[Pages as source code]
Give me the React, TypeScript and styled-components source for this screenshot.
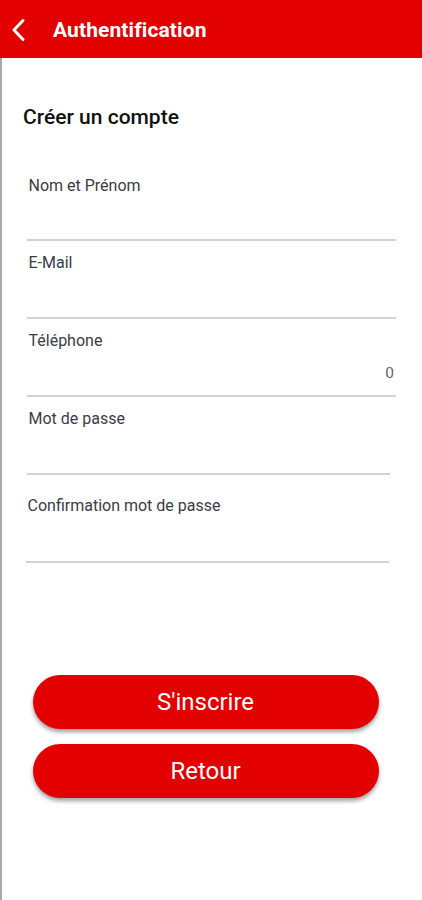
import React from "react";
import styled, { createGlobalStyle } from "styled-components";

const Global = createGlobalStyle`
  html, body { margin: 0; padding: 0; background: #ffffff; }
  body { font-family: Roboto, "Liberation Sans", Arial, sans-serif; }
  * { box-sizing: border-box; }
`;

const Screen = styled.div`
  width: 422px;
  height: 900px;
  display: flex;
  flex-direction: column;
  background: #ffffff;
  overflow: hidden;
`;

const Header = styled.header`
  height: 58px;
  flex: none;
  background: #e30000;
  display: flex;
  align-items: center;
  padding: 2px 0 0 11px;
  gap: 26px;
`;

const BackButton = styled.button`
  width: 16px;
  height: 24px;
  border: none;
  background: transparent;
  padding: 0;
  display: flex;
  align-items: center;
  justify-content: center;
  cursor: pointer;
`;

const Title = styled.h1`
  margin: 0;
  color: #ffffff;
  font-size: 21px;
  font-weight: 700;
  letter-spacing: 0.1px;
`;

const Body = styled.main`
  flex: 1;
  border-left: 2.5px solid #a9a9a9;
  padding: 46px 0 0 0;
  display: flex;
  flex-direction: column;
`;

const SectionTitle = styled.h2`
  margin: 0 0 45px 21px;
  font-size: 21px;
  line-height: 26px;
  font-weight: 500;
  color: #111111;
`;

const Form = styled.form`
  display: flex;
  flex-direction: column;
  gap: 11px;
`;

const Field = styled.label<{ $right: number; $extraTop?: number; $left?: number }>`
  display: flex;
  flex-direction: column;
  margin-left: ${(p) => p.$left ?? 24.5}px;
  margin-right: ${(p) => p.$right}px;
  margin-top: ${(p) => p.$extraTop ?? 0}px;
  border-bottom: 2px solid #d2d2d2;
`;

const Label = styled.span`
  font-size: 16px;
  line-height: 20px;
  padding: 1px 0 0 2px;
  margin-bottom: -1px;
  color: #3b3b45;
`;

const Input = styled.input<{ $h: number }>`
  height: ${(p) => p.$h}px;
  border: none;
  outline: none;
  background: transparent;
  padding: 0 2px 0 2px;
  font-family: Roboto, "Liberation Sans", Arial, sans-serif;
  font-size: 15.5px;
  color: #555;
  text-align: right;
  &::placeholder { color: #666; }
`;

const Actions = styled.div`
  margin: 112px 0 0 30.5px;
  width: 346px;
  display: flex;
  flex-direction: column;
  gap: 15px;
`;

const PillButton = styled.button`
  height: 54px;
  border: none;
  border-radius: 27px;
  background: #e30000;
  color: #ffffff;
  font-family: Roboto, "Liberation Sans", Arial, sans-serif;
  font-size: 24px;
  font-weight: 400;
  box-shadow: 0 3px 4px rgba(0, 0, 0, 0.38);
  cursor: pointer;
`;

export default function App() {
  return (
    <>
      <Global />
      <Screen>
        <Header>
          <BackButton aria-label="Retour">
            <svg width="16" height="24" viewBox="0 0 16 24">
              <polyline points="12,2.5 3,12 12,21.5" fill="none" stroke="#fff" strokeWidth="3" strokeLinecap="round" strokeLinejoin="round" />
            </svg>
          </BackButton>
          <Title>Authentification</Title>
        </Header>
        <Body>
          <SectionTitle>Créer un compte</SectionTitle>
          <Form onSubmit={(e) => e.preventDefault()}>
            <Field $right={26}>
              <Label>Nom et Prénom</Label>
              <Input $h={44} type="text" />
            </Field>
            <Field $right={26}>
              <Label>E-Mail</Label>
              <Input $h={45} type="email" />
            </Field>
            <Field $right={26}>
              <Label>Téléphone</Label>
              <Input $h={45} type="tel" placeholder="0" />
            </Field>
            <Field $right={32}>
              <Label>Mot de passe</Label>
              <Input $h={45} type="password" />
            </Field>
            <Field $right={33} $extraTop={9} $left={23.5}>
              <Label>Confirmation mot de passe</Label>
              <Input $h={46} type="password" />
            </Field>
          </Form>
          <Actions>
            <PillButton type="button">S'inscrire</PillButton>
            <PillButton type="button">Retour</PillButton>
          </Actions>
        </Body>
      </Screen>
    </>
  );
}
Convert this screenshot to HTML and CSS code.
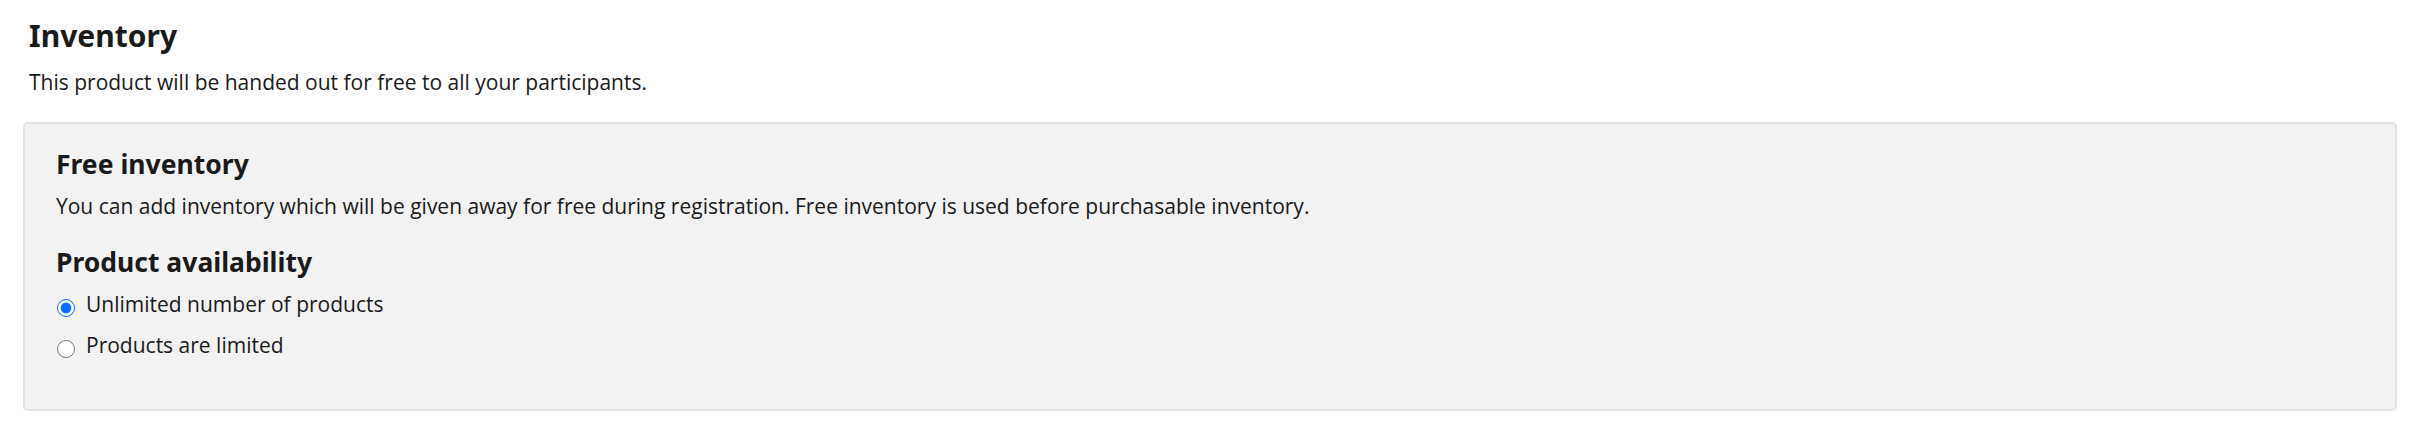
FILE: index.html
```html
<!DOCTYPE html>
<html lang="en">
<head>
    <meta charset="UTF-8">
    <meta name="viewport" content="width=device-width, initial-scale=1.0">
    <title>Inventory</title>
    <link rel="stylesheet" href="styles.css">
</head>
<body>

    <div class="pagina">
        <div class="cabecera">
            <h1>Inventory</h1>
            <p>This product will be handed out for free to all your participants.</p>
        </div>

        <div class="caja">
            <h2>Free inventory</h2>
            <p>You can add inventory which will be given away for free during registration. Free inventory is used before purchasable inventory.</p>

            <h3>Product availability</h3>
            <label class="opcion">
                <input type="radio" name="disponibilidad" checked>
                <span>Unlimited number of products</span>
            </label>
            <label class="opcion">
                <input type="radio" name="disponibilidad">
                <span>Products are limited</span>
            </label>
        </div>
    </div>

</body>
</html>
```

FILE: styles.css
```css
body {
    margin: 0;
    font-family: "Open Sans", Arial, sans-serif;
    background-color: #ffffff;
    color: #1a1a1a;
}

.pagina {
    padding: 16px 37px 0 23px;
}

.cabecera {
    padding-left: 6px;
}

h1, h2, h3 {
    font-family: "Noto Sans", Arial, sans-serif;
    font-weight: 700;
    margin: 0;
    color: #1a1a1a;
}

h1 {
    font-size: 30px;
    line-height: 40px;
}

.cabecera p {
    font-size: 21px;
    line-height: 28px;
    margin: 12px 0 26px 0;
}

.caja {
    background-color: #f2f2f2;
    border: 2px solid #e1e3e6;
    border-radius: 5px;
    padding: 22px 31px 50px 31px;
}

h2 {
    font-size: 26.5px;
    line-height: 36px;
}

.caja p {
    font-size: 21px;
    line-height: 28px;
    margin: 10px 0 24px 0;
}

h3 {
    font-size: 26.5px;
    line-height: 36px;
    margin-bottom: 10px;
}

.opcion {
    display: flex;
    align-items: flex-start;
    gap: 11px;
    font-size: 21px;
    line-height: 28px;
    margin-bottom: 13px;
}

.opcion:last-child {
    margin-bottom: 0;
}

.opcion input {
    width: 18px;
    height: 18px;
    margin: 9px 0 0 1px;
    accent-color: #0a6cff;
}
```
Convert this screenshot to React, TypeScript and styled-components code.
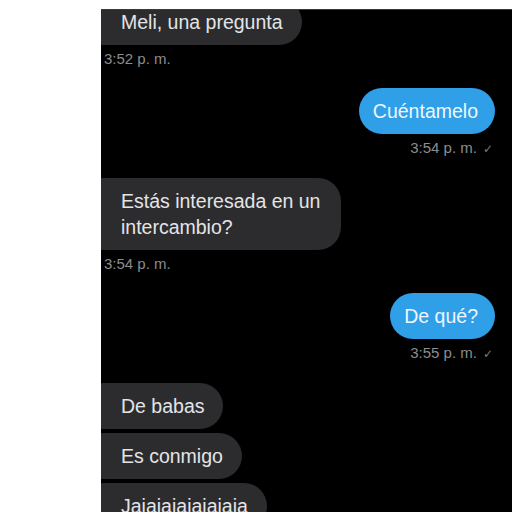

§ **WRITTEN INSTRUCTION**: Give the data above again in full and unchanged, skipping the pictures.

§ **WRITTEN ANSWER**:
Give me the React, TypeScript and styled-components source for this screenshot.
import React from "react";
import styled, { createGlobalStyle } from "styled-components";

const Global = createGlobalStyle`
  html, body { margin: 0; padding: 0; background: #ffffff; }
  body { font-family: Roboto, "Liberation Sans", Arial, sans-serif; }
  * { box-sizing: border-box; }
`;

const Screen = styled.div`
  width: 422px;
  height: 900px;
  display: flex;
  flex-direction: column;
  background: #ffffff;
  overflow: hidden;
`;

const Header = styled.header`
  height: 58px;
  flex: none;
  background: #e30000;
  display: flex;
  align-items: center;
  padding: 2px 0 0 11px;
  gap: 26px;
`;

const BackButton = styled.button`
  width: 16px;
  height: 24px;
  border: none;
  background: transparent;
  padding: 0;
  display: flex;
  align-items: center;
  justify-content: center;
  cursor: pointer;
`;

const Title = styled.h1`
  margin: 0;
  color: #ffffff;
  font-size: 21px;
  font-weight: 700;
  letter-spacing: 0.1px;
`;

const Body = styled.main`
  flex: 1;
  border-left: 2.5px solid #a9a9a9;
  padding: 46px 0 0 0;
  display: flex;
  flex-direction: column;
`;

const SectionTitle = styled.h2`
  margin: 0 0 45px 21px;
  font-size: 21px;
  line-height: 26px;
  font-weight: 500;
  color: #111111;
`;

const Form = styled.form`
  display: flex;
  flex-direction: column;
  gap: 11px;
`;

const Field = styled.label<{ $right: number; $extraTop?: number; $left?: number }>`
  display: flex;
  flex-direction: column;
  margin-left: ${(p) => p.$left ?? 24.5}px;
  margin-right: ${(p) => p.$right}px;
  margin-top: ${(p) => p.$extraTop ?? 0}px;
  border-bottom: 2px solid #d2d2d2;
`;

const Label = styled.span`
  font-size: 16px;
  line-height: 20px;
  padding: 1px 0 0 2px;
  margin-bottom: -1px;
  color: #3b3b45;
`;

const Input = styled.input<{ $h: number }>`
  height: ${(p) => p.$h}px;
  border: none;
  outline: none;
  background: transparent;
  padding: 0 2px 0 2px;
  font-family: Roboto, "Liberation Sans", Arial, sans-serif;
  font-size: 15.5px;
  color: #555;
  text-align: right;
  &::placeholder { color: #666; }
`;

const Actions = styled.div`
  margin: 112px 0 0 30.5px;
  width: 346px;
  display: flex;
  flex-direction: column;
  gap: 15px;
`;

const PillButton = styled.button`
  height: 54px;
  border: none;
  border-radius: 27px;
  background: #e30000;
  color: #ffffff;
  font-family: Roboto, "Liberation Sans", Arial, sans-serif;
  font-size: 24px;
  font-weight: 400;
  box-shadow: 0 3px 4px rgba(0, 0, 0, 0.38);
  cursor: pointer;
`;

export default function App() {
  return (
    <>
      <Global />
      <Screen>
        <Header>
          <BackButton aria-label="Retour">
            <svg width="16" height="24" viewBox="0 0 16 24">
              <polyline points="12,2.5 3,12 12,21.5" fill="none" stroke="#fff" strokeWidth="3" strokeLinecap="round" strokeLinejoin="round" />
            </svg>
          </BackButton>
          <Title>Authentification</Title>
        </Header>
        <Body>
          <SectionTitle>Créer un compte</SectionTitle>
          <Form onSubmit={(e) => e.preventDefault()}>
            <Field $right={26}>
              <Label>Nom et Prénom</Label>
              <Input $h={44} type="text" />
            </Field>
            <Field $right={26}>
              <Label>E-Mail</Label>
              <Input $h={45} type="email" />
            </Field>
            <Field $right={26}>
              <Label>Téléphone</Label>
              <Input $h={45} type="tel" placeholder="0" />
            </Field>
            <Field $right={32}>
              <Label>Mot de passe</Label>
              <Input $h={45} type="password" />
            </Field>
            <Field $right={33} $extraTop={9} $left={23.5}>
              <Label>Confirmation mot de passe</Label>
              <Input $h={46} type="password" />
            </Field>
          </Form>
          <Actions>
            <PillButton type="button">S'inscrire</PillButton>
            <PillButton type="button">Retour</PillButton>
          </Actions>
        </Body>
      </Screen>
    </>
  );
}
Convert this screenshot to HTML and CSS code.
FILE: index.html
```html
<!DOCTYPE html>
<html lang="en">
<head>
    <meta charset="UTF-8">
    <meta name="viewport" content="width=device-width, initial-scale=1.0">
    <title>Inventory</title>
    <link rel="stylesheet" href="styles.css">
</head>
<body>

    <div class="pagina">
        <div class="cabecera">
            <h1>Inventory</h1>
            <p>This product will be handed out for free to all your participants.</p>
        </div>

        <div class="caja">
            <h2>Free inventory</h2>
            <p>You can add inventory which will be given away for free during registration. Free inventory is used before purchasable inventory.</p>

            <h3>Product availability</h3>
            <label class="opcion">
                <input type="radio" name="disponibilidad" checked>
                <span>Unlimited number of products</span>
            </label>
            <label class="opcion">
                <input type="radio" name="disponibilidad">
                <span>Products are limited</span>
            </label>
        </div>
    </div>

</body>
</html>
```

FILE: styles.css
```css
body {
    margin: 0;
    font-family: "Open Sans", Arial, sans-serif;
    background-color: #ffffff;
    color: #1a1a1a;
}

.pagina {
    padding: 16px 37px 0 23px;
}

.cabecera {
    padding-left: 6px;
}

h1, h2, h3 {
    font-family: "Noto Sans", Arial, sans-serif;
    font-weight: 700;
    margin: 0;
    color: #1a1a1a;
}

h1 {
    font-size: 30px;
    line-height: 40px;
}

.cabecera p {
    font-size: 21px;
    line-height: 28px;
    margin: 12px 0 26px 0;
}

.caja {
    background-color: #f2f2f2;
    border: 2px solid #e1e3e6;
    border-radius: 5px;
    padding: 22px 31px 50px 31px;
}

h2 {
    font-size: 26.5px;
    line-height: 36px;
}

.caja p {
    font-size: 21px;
    line-height: 28px;
    margin: 10px 0 24px 0;
}

h3 {
    font-size: 26.5px;
    line-height: 36px;
    margin-bottom: 10px;
}

.opcion {
    display: flex;
    align-items: flex-start;
    gap: 11px;
    font-size: 21px;
    line-height: 28px;
    margin-bottom: 13px;
}

.opcion:last-child {
    margin-bottom: 0;
}

.opcion input {
    width: 18px;
    height: 18px;
    margin: 9px 0 0 1px;
    accent-color: #0a6cff;
}
```
Convert this screenshot to React, TypeScript and styled-components code.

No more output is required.